The proposed changes aim to reduce the need for complex energy management, allowing drivers to race more aggressively. By shifting the balance to roughly 60% combustion and 40% electrical energy from 2027, the sport hopes to restore a clearer connection between driver input and lap time.
Beyond Entertainment: Safety and Racing Quality
While the changes may seem like a purely entertainment-focused move, they also address deeper concerns. Energy management affects both racing quality and safety. If cars run out of electrical deployment in awkward places, speed differences can become unpredictable, which matters during overtakes and on circuits with long straights after slower corners.
Recent modifications trialed in Miami have helped build support for the broader 2027 shift. The goal is to ensure that cars behave in a way that drivers can anticipate when fighting wheel to wheel.
Technical Challenges of the New Approach
Increasing combustion power and reducing electric deployment sounds straightforward, but it involves technical complexities. The extra combustion output would come through increased fuel flow, while electric deployment would be reduced from around 350kW to 300kW. This shift could help drivers spend less time managing energy and more time pushing.
However, fuel flow changes can affect more than just the engine map.
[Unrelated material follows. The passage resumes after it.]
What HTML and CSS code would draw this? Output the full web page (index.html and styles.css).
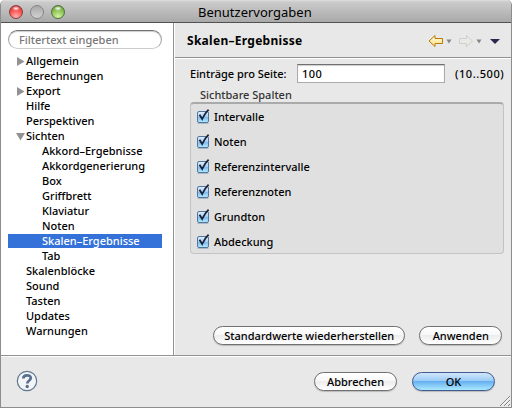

They may impact fuel consumption, tank size, chassis packaging, cooling, reliability, and how teams design cars around the power unit.
Engineering Headaches and Political Complexities
The 2027 fix could create new engineering challenges. A 60-40 power split is easier to agree on in principle than to deliver in practice. Increasing fuel flow could require larger fuel tanks, affecting chassis design. Such changes may force teams to rethink carryover plans, budget assumptions, and power unit homologation limits.
This is where political and technical complexity begins. A major hardware adjustment for 2027 could disrupt development schedules built around the original rules. Some teams may need to redesign more aggressively, and power unit manufacturers may require regulatory freedom to make the change work without gaining or losing unfair advantages.
Manufacturer Watchfulness and Competitive Balance
Every engine regulation change creates winners and losers. Some manufacturers may have optimized their power units around the original 50-50 framework, while others may welcome a reset. Any change that opens development windows, alters fuel flow, or changes electrical deployment could shift competitive balance.
The final wording of the proposal matters, as the World Motor Sport Council still needs to ratify the plan, and the FIA must turn the broad agreement into regulations that teams and manufacturers can actually design around.
Evidence from Miami and Future Considerations
The timing of the changes is important. F1 had already made some short-term rule tweaks before Miami to reduce extreme energy-management problems. These changes were seen as a step in the right direction, but not a complete solution. Further 2026 tweaks were discussed alongside the broader 2027 hardware changes, suggesting a two-stage approach.
First, patching the current regulations to keep racing workable. Then, making deeper hardware changes in 2027 to address the underlying balance between combustion and electric power.
The Broader Engine Debate
The 2027 change is not the only engine debate in Formula 1. FIA president Mohammed Ben Sulayem has pushed for a return to V8 engines, possibly by 2030 or 2031, with simpler technology, more noise, less weight, and limited electrification. This puts the 2027 tweak in a wider context, as F1 is re-evaluating how much hybrid complexity it wants in the long run.
The Real Lesson: Driver Feel
The most important point is not the exact numbers of combustion and electric power, but driver feel. Formula 1 cars are technical machines, but they still need to reward the best drivers in a way that feels logical. A driver should be able to brake late, carry speed, commit to throttle, and fight another car without feeling that the power unit strategy is working against the act of racing.
A Correction Over Pride
The 2027 engine change is an admission that the current balance went too far. It does not mean the hybrid concept has failed completely. F1 still wants sustainable fuel, electrical power, and modern relevance. But the sport is now acknowledging that a racing car cannot be judged only by energy targets and manufacturer appeal.
It has to race properly. The planned shift toward more combustion power and less electric dependence should make the cars easier to attack with, easier to race against, and less frustrating for drivers. The challenge now is turning that principle into regulations that are fair, practical, and ready in time.
Formula 1 tried to build a future around a near-even split between combustion and electricity. By 2027, it appears the sport wants that future to feel more like racing again.